(Web page code records)
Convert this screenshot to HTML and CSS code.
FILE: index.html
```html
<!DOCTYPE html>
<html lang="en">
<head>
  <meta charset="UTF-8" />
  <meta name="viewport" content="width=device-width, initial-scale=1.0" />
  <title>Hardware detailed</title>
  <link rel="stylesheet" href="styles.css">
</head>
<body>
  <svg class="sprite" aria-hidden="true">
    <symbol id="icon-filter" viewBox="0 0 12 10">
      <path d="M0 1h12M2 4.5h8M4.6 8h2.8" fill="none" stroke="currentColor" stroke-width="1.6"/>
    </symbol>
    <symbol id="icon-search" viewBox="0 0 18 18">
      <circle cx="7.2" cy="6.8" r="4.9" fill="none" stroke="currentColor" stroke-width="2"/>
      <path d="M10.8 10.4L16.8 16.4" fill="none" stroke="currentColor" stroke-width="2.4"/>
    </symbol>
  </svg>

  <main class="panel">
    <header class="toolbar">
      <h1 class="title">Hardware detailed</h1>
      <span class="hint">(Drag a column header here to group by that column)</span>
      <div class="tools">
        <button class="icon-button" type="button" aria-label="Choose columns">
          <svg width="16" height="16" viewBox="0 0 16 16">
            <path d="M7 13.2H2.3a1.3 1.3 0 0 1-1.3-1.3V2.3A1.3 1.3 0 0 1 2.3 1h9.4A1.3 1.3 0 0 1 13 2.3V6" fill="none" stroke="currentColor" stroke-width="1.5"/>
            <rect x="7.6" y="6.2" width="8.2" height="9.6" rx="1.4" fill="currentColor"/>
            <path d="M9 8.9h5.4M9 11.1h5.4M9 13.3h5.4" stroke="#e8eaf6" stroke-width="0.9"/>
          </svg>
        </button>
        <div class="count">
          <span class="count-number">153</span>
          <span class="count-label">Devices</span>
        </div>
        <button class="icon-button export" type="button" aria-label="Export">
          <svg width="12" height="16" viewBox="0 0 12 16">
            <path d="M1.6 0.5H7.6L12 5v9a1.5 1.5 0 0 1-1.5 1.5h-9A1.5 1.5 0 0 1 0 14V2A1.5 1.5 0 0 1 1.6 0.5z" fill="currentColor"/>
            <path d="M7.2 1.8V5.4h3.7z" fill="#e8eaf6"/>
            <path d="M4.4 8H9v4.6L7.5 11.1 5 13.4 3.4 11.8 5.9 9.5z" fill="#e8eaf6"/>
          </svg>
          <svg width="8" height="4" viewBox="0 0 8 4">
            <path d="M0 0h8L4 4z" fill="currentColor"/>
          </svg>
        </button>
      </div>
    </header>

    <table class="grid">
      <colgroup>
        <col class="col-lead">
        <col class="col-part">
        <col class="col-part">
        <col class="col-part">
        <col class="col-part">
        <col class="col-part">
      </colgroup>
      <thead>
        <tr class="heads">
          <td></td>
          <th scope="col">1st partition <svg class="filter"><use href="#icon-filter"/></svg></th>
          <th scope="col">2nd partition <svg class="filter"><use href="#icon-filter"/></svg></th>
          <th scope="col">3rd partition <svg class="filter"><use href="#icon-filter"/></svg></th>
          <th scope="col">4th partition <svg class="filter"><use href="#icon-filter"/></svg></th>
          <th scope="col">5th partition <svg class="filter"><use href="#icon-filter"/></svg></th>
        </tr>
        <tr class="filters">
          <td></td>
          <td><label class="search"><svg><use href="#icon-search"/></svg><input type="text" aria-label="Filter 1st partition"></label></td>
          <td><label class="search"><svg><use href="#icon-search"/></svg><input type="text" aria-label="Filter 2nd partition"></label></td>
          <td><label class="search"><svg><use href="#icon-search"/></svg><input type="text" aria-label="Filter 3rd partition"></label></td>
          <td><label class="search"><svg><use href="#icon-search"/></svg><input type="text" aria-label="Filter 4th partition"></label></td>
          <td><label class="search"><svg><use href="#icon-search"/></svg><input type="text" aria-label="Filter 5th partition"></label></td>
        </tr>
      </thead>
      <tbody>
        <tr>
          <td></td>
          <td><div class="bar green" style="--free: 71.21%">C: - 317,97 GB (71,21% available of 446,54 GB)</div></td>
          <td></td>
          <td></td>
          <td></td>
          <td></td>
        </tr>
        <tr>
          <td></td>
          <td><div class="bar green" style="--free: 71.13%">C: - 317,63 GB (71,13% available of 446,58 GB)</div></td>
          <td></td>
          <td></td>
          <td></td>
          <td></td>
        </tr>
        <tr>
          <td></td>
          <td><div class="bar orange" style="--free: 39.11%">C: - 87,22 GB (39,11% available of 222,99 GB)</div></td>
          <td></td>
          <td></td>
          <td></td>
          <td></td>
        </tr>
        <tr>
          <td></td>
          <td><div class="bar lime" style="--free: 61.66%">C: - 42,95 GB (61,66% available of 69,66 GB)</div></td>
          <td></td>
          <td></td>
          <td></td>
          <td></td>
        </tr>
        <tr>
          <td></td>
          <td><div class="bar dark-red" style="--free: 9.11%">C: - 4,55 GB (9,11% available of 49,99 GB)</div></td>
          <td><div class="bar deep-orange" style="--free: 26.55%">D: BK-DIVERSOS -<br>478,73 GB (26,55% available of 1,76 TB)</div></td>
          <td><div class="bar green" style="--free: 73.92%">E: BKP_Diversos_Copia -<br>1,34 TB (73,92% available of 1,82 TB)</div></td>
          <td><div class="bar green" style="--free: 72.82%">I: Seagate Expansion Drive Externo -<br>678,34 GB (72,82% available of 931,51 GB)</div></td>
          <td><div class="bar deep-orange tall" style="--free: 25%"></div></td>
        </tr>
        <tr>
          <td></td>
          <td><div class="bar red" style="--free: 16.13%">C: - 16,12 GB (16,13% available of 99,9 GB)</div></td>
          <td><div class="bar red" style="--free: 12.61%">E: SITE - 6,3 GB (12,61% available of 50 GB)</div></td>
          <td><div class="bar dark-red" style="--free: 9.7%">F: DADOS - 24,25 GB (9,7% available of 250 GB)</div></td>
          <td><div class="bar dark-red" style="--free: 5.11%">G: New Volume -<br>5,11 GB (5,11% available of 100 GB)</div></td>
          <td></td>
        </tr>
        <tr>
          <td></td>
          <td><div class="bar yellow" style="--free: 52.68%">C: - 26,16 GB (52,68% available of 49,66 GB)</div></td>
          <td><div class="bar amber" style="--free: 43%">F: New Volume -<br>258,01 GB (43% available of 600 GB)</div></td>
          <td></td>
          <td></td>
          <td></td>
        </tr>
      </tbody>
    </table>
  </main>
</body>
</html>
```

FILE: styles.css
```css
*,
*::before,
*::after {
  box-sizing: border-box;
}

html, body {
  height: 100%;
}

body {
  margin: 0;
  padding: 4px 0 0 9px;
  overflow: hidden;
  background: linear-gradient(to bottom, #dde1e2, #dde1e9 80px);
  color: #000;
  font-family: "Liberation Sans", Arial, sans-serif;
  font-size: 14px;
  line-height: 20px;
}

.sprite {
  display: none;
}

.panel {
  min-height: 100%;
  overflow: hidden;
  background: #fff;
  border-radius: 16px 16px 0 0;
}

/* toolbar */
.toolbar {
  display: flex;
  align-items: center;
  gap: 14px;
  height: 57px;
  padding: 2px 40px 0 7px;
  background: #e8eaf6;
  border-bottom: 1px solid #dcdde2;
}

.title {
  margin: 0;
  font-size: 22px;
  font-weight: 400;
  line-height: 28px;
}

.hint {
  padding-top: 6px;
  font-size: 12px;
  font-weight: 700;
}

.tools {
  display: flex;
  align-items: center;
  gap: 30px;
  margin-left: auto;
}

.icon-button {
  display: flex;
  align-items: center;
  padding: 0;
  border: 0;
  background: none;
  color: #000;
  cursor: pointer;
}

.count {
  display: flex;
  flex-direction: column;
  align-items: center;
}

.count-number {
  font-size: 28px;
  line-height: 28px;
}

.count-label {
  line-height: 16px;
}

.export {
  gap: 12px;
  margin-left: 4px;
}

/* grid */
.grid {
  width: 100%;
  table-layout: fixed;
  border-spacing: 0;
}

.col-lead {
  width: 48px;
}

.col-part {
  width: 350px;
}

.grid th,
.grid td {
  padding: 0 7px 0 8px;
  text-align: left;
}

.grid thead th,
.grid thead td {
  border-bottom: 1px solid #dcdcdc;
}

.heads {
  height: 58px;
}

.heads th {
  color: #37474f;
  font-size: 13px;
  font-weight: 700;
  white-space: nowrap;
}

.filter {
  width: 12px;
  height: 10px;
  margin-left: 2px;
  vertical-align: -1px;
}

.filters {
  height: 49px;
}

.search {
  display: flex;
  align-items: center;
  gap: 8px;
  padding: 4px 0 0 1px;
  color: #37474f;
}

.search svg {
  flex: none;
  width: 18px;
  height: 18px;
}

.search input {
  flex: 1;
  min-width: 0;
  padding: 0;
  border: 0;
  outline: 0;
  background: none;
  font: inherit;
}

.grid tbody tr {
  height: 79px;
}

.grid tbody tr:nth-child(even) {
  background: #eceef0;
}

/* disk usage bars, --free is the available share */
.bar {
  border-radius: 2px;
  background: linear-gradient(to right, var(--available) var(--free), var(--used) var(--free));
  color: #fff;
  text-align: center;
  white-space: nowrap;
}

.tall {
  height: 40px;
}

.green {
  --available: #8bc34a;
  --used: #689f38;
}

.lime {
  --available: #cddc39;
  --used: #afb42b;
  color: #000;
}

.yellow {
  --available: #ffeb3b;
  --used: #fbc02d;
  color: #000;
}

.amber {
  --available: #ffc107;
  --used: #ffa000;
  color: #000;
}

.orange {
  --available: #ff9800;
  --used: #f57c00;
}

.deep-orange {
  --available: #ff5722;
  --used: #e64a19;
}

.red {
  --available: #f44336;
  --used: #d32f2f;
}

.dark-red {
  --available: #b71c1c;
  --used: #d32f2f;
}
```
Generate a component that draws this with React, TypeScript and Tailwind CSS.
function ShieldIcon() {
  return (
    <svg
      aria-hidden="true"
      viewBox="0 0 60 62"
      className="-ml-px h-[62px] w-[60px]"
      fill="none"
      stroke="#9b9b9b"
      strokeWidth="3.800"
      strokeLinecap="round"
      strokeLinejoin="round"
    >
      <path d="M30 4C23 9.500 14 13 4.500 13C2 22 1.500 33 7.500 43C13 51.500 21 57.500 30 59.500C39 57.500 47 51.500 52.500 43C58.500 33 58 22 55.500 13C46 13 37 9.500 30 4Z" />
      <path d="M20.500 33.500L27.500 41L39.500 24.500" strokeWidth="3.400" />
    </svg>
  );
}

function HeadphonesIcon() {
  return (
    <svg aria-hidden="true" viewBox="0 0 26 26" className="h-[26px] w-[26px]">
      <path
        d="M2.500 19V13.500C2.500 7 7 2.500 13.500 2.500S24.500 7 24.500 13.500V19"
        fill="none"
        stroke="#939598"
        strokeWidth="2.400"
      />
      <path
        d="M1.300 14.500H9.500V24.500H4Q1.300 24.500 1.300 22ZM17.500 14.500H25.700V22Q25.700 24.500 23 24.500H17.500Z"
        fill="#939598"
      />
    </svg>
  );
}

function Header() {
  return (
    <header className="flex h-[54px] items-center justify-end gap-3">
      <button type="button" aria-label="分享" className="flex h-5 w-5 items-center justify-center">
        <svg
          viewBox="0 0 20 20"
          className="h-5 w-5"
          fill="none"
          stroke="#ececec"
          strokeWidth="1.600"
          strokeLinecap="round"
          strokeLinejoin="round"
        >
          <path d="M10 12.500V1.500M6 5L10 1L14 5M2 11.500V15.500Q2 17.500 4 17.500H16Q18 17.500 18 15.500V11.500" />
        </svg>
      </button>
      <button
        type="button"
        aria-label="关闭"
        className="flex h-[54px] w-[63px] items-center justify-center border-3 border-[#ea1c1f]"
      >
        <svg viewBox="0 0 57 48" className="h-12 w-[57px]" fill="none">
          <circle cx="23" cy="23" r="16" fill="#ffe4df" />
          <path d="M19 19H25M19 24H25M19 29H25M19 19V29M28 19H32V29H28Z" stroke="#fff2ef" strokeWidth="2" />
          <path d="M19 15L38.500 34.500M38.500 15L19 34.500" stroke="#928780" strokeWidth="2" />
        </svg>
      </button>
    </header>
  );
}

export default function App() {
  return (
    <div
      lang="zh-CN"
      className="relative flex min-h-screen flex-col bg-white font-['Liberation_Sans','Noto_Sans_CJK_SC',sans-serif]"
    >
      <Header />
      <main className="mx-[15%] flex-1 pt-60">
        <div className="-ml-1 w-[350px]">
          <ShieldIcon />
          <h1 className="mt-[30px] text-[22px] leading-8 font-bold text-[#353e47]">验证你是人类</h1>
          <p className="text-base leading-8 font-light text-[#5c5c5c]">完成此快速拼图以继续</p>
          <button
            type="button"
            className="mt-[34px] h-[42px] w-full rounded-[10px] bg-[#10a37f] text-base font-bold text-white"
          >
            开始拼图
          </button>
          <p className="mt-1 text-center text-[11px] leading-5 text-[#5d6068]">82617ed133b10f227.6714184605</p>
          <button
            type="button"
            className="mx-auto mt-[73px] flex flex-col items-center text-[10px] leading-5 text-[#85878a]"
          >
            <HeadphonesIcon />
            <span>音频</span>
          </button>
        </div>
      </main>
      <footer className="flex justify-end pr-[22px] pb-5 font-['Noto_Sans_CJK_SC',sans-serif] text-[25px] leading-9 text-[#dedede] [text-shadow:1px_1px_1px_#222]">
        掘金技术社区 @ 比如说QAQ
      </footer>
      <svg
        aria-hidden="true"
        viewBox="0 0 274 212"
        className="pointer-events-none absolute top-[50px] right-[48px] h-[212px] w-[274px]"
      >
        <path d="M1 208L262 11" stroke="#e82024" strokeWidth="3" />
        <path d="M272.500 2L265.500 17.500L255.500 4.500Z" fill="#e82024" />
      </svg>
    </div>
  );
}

Instructions to follow
Search the data for "this". Copy every matching line.

Right answer
Convert this screenshot to HTML and CSS code.
Generate a component that draws this with React, TypeScript and Tailwind CSS.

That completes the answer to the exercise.